Unfortunately, he is not alone.
For decades now, American politicians have paid scant attention to the realities of the Arab world and the history and needs of its people.
Their awareness of the region has been framed by Israel and oil. The former, they felt, was necessary for their electoral ambitions, the latter was important for our economic well-being.
Seeing the world through this narrow lens produced a “willed ignorance” about broader regional realities.
It was not just that politicians did not know about what Arabs were saying or what they wanted, they did not want to know — since they felt that there was no benefit in knowing.
This has created a dangerous state of affairs. In the past four decades since the end of the war in Vietnam, we have spent more money, sent more weapons, fought more wars, lost more lives and have more interests at stake in the Middle East than anywhere else in the world, and yet we still have too little understanding of its people, their history and culture, and their needs.
Because we had no understanding of Egyptians, Palestinians, Lebanese, Syrians and Iraqis, we engaged in tragic and costly foreign policy blunders that took a terrible toll in human life and the prestige of our country across this critical region.
In my polling, I find that Arabs like our values and culture, our science and technology, our products and our people. What they hate is our policy, because they see its impact on their lives and the insensitivity it demonstrates to their concerns.
They want to like us, but feel that we reject them.
It appears that policy makers want to have it both ways. They want to pass insensitive anti-Arab legislation and make outrageous statements about Arabs and Muslims — all for political expediency — and yet they are confounded by the Arab reactions to these taunts and insults.

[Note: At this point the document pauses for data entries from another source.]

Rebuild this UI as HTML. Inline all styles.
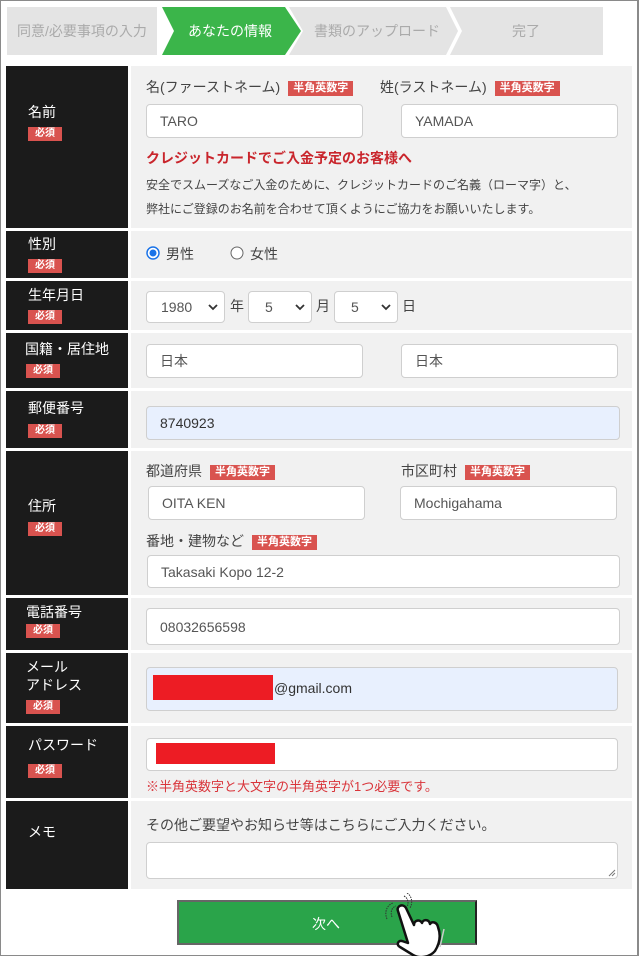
<!DOCTYPE html>
<html><head><meta charset="utf-8"><style>
*{box-sizing:border-box;margin:0;padding:0}
body{width:639px;height:956px;position:relative;background:#fff;font-family:"Liberation Sans","Noto Sans CJK JP",sans-serif;overflow:hidden}
.frame{position:absolute;left:0;top:0;width:639px;height:956px;border:1px solid #8a8a8a;border-right:2px solid #8a8a8a;border-bottom:1px solid #8a8a8a}
.a{position:absolute}
.lab{position:absolute;left:6px;width:122px;background:#1b1b1b}
.con{position:absolute;left:131px;width:501px;background:#f1f1f1}
.lt{position:absolute;left:22px;color:#fff;font-size:14px;line-height:18px}
.req{position:absolute;left:22px;width:34px;height:14px;background:#d9534f;color:#fff;font-size:10px;font-weight:bold;line-height:14px;text-align:center}
.inp{position:absolute;background:#fff;border:1px solid #cfcfcf;border-radius:4px;font-size:14px;color:#555;padding-left:13px;display:flex;align-items:center}
.blue{background:#e8f0fe}
.t{position:absolute;font-size:14px;color:#444;white-space:nowrap}
.bd{display:inline-block;background:#d9534f;color:#fff;font-size:11px;font-weight:bold;padding:0 5px;line-height:15px;vertical-align:1px;margin-left:8px}
.sel{position:absolute;background:#fff;border:1px solid #cfcfcf;border-radius:4px;font-size:14px;color:#555;height:32px;top:291px}
.sel span{position:absolute;top:7px}
.sel svg{position:absolute;right:6px;top:12px}
</style></head><body>
<div class="frame"></div>
<svg class="a" style="left:0;top:0" width="639" height="60">
<polygon points="7,7 157,7 157,55 7,55" fill="#e4e4e4"/>
<polygon points="162,7 285,7 301,31 285,55 162,55 174,31" fill="#3bb54a"/>
<polygon points="289,7 446,7 458,31 446,55 289,55 303,31" fill="#e4e4e4"/>
<polygon points="450,7 603,7 603,55 450,55 462,31" fill="#e4e4e4"/>
<text x="17" y="36" font-size="14" fill="#aaa" font-family="Liberation Sans,Noto Sans CJK JP,sans-serif">同意/必要事項の入力</text>
<text x="188" y="36" font-size="14" fill="#fff" font-family="Liberation Sans,Noto Sans CJK JP,sans-serif">あなたの情報</text>
<text x="314" y="36" font-size="14" fill="#aaa" font-family="Liberation Sans,Noto Sans CJK JP,sans-serif">書類のアップロード</text>
<text x="512" y="36" font-size="14" fill="#aaa" font-family="Liberation Sans,Noto Sans CJK JP,sans-serif">完了</text>
</svg>

<div class="lab" style="top:66px;height:162px"><div class="lt" style="top:37px">名前</div><div class="req" style="top:61px">必須</div></div>
<div class="con" style="top:66px;height:162px"></div>
<div class="t" style="left:146px;top:77px">名(ファーストネーム)<span class="bd">半角英数字</span></div>
<div class="t" style="left:380px;top:77px">姓(ラストネーム)<span class="bd">半角英数字</span></div>
<div class="inp" style="left:146px;top:104px;width:217px;height:34px">TARO</div>
<div class="inp" style="left:401px;top:104px;width:217px;height:34px">YAMADA</div>
<div class="t" style="left:146px;top:148px;font-size:14px;font-weight:bold;color:#c9252c">クレジットカードでご入金予定のお客様へ</div>
<div class="t" style="left:146px;top:176px;font-size:12px">安全でスムーズなご入金のために、クレジットカードのご名義（ローマ字）と、</div>
<div class="t" style="left:146px;top:200px;font-size:12px">弊社にご登録のお名前を合わせて頂くようにご協力をお願いいたします。</div>

<div class="lab" style="top:231px;height:47px"><div class="lt" style="top:4px">性別</div><div class="req" style="top:28px">必須</div></div>
<div class="con" style="top:231px;height:47px"></div>
<svg class="a" style="left:146px;top:246px" width="14" height="14"><circle cx="7" cy="7" r="6" fill="#fff" stroke="#1a73e8" stroke-width="1.5"/><circle cx="7" cy="7" r="3.5" fill="#1a73e8"/></svg>
<div class="t" style="left:166px;top:244px">男性</div>
<svg class="a" style="left:230px;top:246px" width="14" height="14"><circle cx="7" cy="7" r="6" fill="#fff" stroke="#666" stroke-width="1"/></svg>
<div class="t" style="left:250px;top:244px">女性</div>

<div class="lab" style="top:281px;height:49px"><div class="lt" style="top:5px">生年月日</div><div class="req" style="top:29px">必須</div></div>
<div class="con" style="top:281px;height:49px"></div>
<div class="sel" style="left:146px;width:79px"><span style="left:14px">1980</span><svg width="10" height="7"><path d="M1 1l4 4 4-4" stroke="#333" stroke-width="1.8" fill="none"/></svg></div>
<div class="t" style="left:230px;top:296px">年</div>
<div class="sel" style="left:248px;width:64px"><span style="left:16px">5</span><svg width="10" height="7"><path d="M1 1l4 4 4-4" stroke="#333" stroke-width="1.8" fill="none"/></svg></div>
<div class="t" style="left:316px;top:296px">月</div>
<div class="sel" style="left:334px;width:64px"><span style="left:16px">5</span><svg width="10" height="7"><path d="M1 1l4 4 4-4" stroke="#333" stroke-width="1.8" fill="none"/></svg></div>
<div class="t" style="left:402px;top:296px">日</div>

<div class="lab" style="top:333px;height:55px"><div class="lt" style="top:7px;left:19px">国籍・居住地</div><div class="req" style="top:31px;left:20px">必須</div></div>
<div class="con" style="top:333px;height:55px"></div>
<div class="inp" style="left:146px;top:344px;width:217px;height:34px">日本</div>
<div class="inp" style="left:401px;top:344px;width:217px;height:34px">日本</div>

<div class="lab" style="top:391px;height:57px"><div class="lt" style="top:8px">郵便番号</div><div class="req" style="top:33px">必須</div></div>
<div class="con" style="top:391px;height:57px"></div>
<div class="inp blue" style="left:146px;top:406px;width:474px;height:34px;color:#333">8740923</div>

<div class="lab" style="top:451px;height:144px"><div class="lt" style="top:46px">住所</div><div class="req" style="top:71px">必須</div></div>
<div class="con" style="top:451px;height:144px"></div>
<div class="t" style="left:146px;top:461px">都道府県<span class="bd">半角英数字</span></div>
<div class="t" style="left:401px;top:461px">市区町村<span class="bd">半角英数字</span></div>
<div class="inp" style="left:148px;top:486px;width:217px;height:34px">OITA KEN</div>
<div class="inp" style="left:400px;top:486px;width:217px;height:34px">Mochigahama</div>
<div class="t" style="left:146px;top:531px">番地・建物など<span class="bd">半角英数字</span></div>
<div class="inp" style="left:147px;top:555px;width:473px;height:33px">Takasaki Kopo 12-2</div>

<div class="lab" style="top:598px;height:52px"><div class="lt" style="top:5px;left:20px">電話番号</div><div class="req" style="top:26px;left:20px">必須</div></div>
<div class="con" style="top:598px;height:52px"></div>
<div class="inp" style="left:146px;top:608px;width:474px;height:37px">08032656598</div>

<div class="lab" style="top:653px;height:70px"><div class="lt" style="top:5px;left:20px">メール<br>アドレス</div><div class="req" style="top:47px;left:20px">必須</div></div>
<div class="con" style="top:653px;height:70px"></div>
<div class="inp blue" style="left:146px;top:667px;width:472px;height:44px;color:#333;padding-left:0"></div>
<div class="a" style="left:153px;top:675px;width:120px;height:25px;background:#ed1c24"></div>
<div class="t" style="left:274px;top:680px;color:#333">@gmail.com</div>

<div class="lab" style="top:726px;height:72px"><div class="lt" style="top:10px">パスワード</div><div class="req" style="top:38px">必須</div></div>
<div class="con" style="top:726px;height:72px"></div>
<div class="inp" style="left:146px;top:738px;width:472px;height:33px"></div>
<div class="a" style="left:156px;top:743px;width:119px;height:21px;background:#ed1c24"></div>
<div class="t" style="left:146px;top:776px;font-size:13px;color:#d9343a">※半角英数字と大文字の半角英字が1つ必要です。</div>

<div class="lab" style="top:801px;height:88px"><div class="lt" style="top:22px">メモ</div></div>
<div class="con" style="top:801px;height:88px"></div>
<div class="t" style="left:146px;top:815px">その他ご要望やお知らせ等はこちらにご入力ください。</div>
<div class="inp" style="left:146px;top:842px;width:472px;height:37px"></div>
<svg class="a" style="left:608px;top:869px" width="8" height="8"><path d="M7 1L1 7M7 4L4 7" stroke="#777" stroke-width="1"/></svg>

<div class="a" style="left:177px;top:900px;width:300px;height:45px;background:#2aa44a;border:2px solid #666;border-right:2px solid #222"></div>
<div class="t" style="left:312px;top:914px;color:#fff">次へ</div>
<svg class="a" style="left:378px;top:893px" width="80" height="63">
<path d="M14 24c-2-5 0-10 4-11M9 26c-3-7 0-14 6-16M26 3c4 2 5 7 3 11M29 0c5 3 6 10 3 15" stroke="#333" stroke-width="1" stroke-dasharray="1.5 1" fill="none"/>
<path d="M20 18c-2-5 5-8 8-3l8 17c0-5 6-6 8-2 1-4 7-4 8 1 2-3 7-2 8 3 3 8 2 16-3 24-5 6-15 8-22 4l-13-8c-4-2-2-7 2-6l6 2z" fill="#fff" stroke="#111" stroke-width="2.5" stroke-linejoin="round"/>
<path d="M66 36l-4 18" stroke="#ccc" stroke-width="1.5"/>
</svg>
</body></html>
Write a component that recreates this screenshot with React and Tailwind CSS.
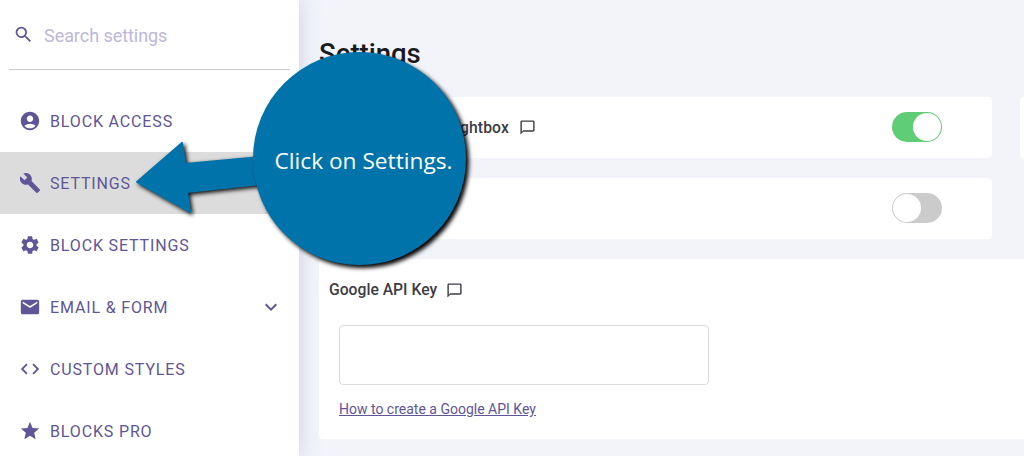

So it was with Cruz Wednesday night.
Despite his reputation, he was set to deliver a speech with which I am certain many of his congressional colleagues would have concurred.
After all, they might say, what could anyone find offensive in praising Israel and denouncing radical Islam — especially to an audience of fellow Christians?
But it was not the message this audience needed or wanted to hear, precisely because they are suffering — and because many of them have suffered at the hands of Israel.
Because he didn’t really want to help them, or care to know them or to listen to them, they booed and booted him off the stage.
There is a lesson in this, for those who care to learn. And it is not only about the importance of communicating.
With the Israeli-Palestinian conflict simmering on low boil, with violent extremists gaining ground in the hetttart of the Arab east, with Lebanon on the brink, overwhelmed by refugees and in danger of being engulfed in the sectarian conflict brewing next door, and with ancient Christian churches threatened with extinction, the president announced that we are now about to re-engage militarily in Iraq and Syria.
Before we do, it is important that we do not repeat the mistakes we made in Iraq and Afghanistan.
We need to be certain that we understand the peoples and the cultural and social dynamics at work in each of these countries before it is too late and our effort to help become yet another in a series of fatal errors that have marked our history of involvement in this region about which we know so little.